Akademien bieten den Erwerb von Grundlagenwissen zum Thema Prozessvalidierung oft in zweitägigen Schulungen an. Kann das ausreichend sein? Wann sollten Unternehmer lieber auf externe Validierungsspezialisten zugehen?

Robert Schreiner: Auf irgendeine Art und Weise muss man sich mit den Grundlagen einer Validierung vertraut machen. Dafür sind diese Kurse empfehlenswert. Ausschlaggebend ist jedoch die praktische Anwendung im Nachgang. Aus einem rein theoretischen Ansatz heraus eine vollumfängliche Validierung zu entwickeln, ist die eigentliche Herausforderung. Ein gefestigtes Grundwissen lässt sich nur durch die ständige Betreuung von Validierungsprozessen erreichen. Für Fort- und Weiterbildungen nehme auch ich regelmäßig an solchen Kursen teil. Der Erfahrungsaustausch vor Ort mit den erfahrenen Dozenten und ggf. auch anderen Teilnehmern ist immer eine Bereicherung. Man lernt nie aus!

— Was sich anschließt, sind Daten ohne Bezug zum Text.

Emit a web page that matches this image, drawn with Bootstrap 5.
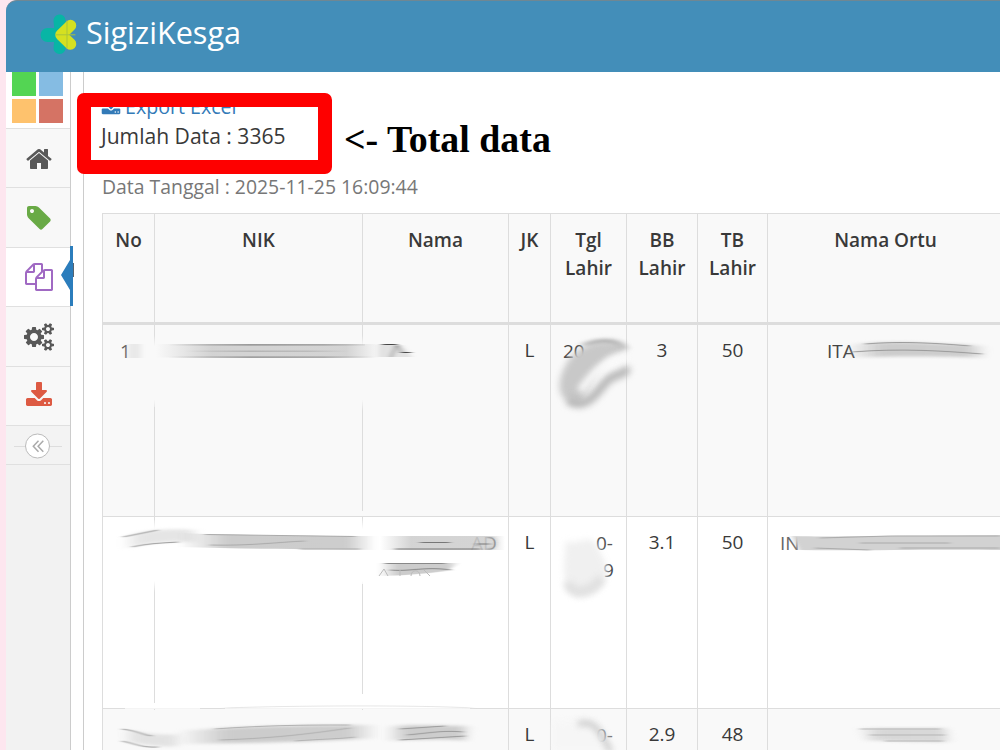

Der Aufwand für eine Validierung kann sicher sehr unterschiedlich sein. Wie berechnen sich grundsätzlich die Kosten dafür?

Robert Schreiner: Man könnte jetzt einen einfachen Ansatz wählen und die Aussage treffen, dass es an einem vorgeschriebenen Stundensatz festgemacht wird. Das ist jedoch nicht die ganze Wahrheit. Es ist viel mehr abhängig vom Umfang der Losgröße, der Tests mit eventuellen externen Laboren, der entsprechenden Iterationsschritte, der gebundenen Ressourcen und entsprechenden Abweichungen während der OQ/PQ gegenüber dem ursprünglichen Validierungsplan.


Herr Schreiner, vielen Dank für das Gespräch!


Zur Person

Robert Schreiner ist gelernter Kfz-Mechatroniker und studierter Maschinenbauer. Sein Masterstudium mit dem Schwerpunkt Produktentwicklung schloss er 2021 ab. Berufliche Erfahrungen sammelte Schreiner bei Bosch und bei mittelständischen Unternehmen. Nach einer Station als Standortleiter und Bereichsleiter Produktion bei Sana-One ist er seit 2022 als Prozessentwickler und Ingenieur für Validierung in der Medizintechnik bei Novoplast Schlauchtechnik tätig. Das Unternehmen bietet Schlauchlösungen für die Industrie- und Medizintechnik; mit ca. 300 Typen umfasst das Angebot nahezu alle thermoplastisch verarbeitbaren Kunststoffe. Novoplast Schlauchtechnik ist Teil der Masterflex Group.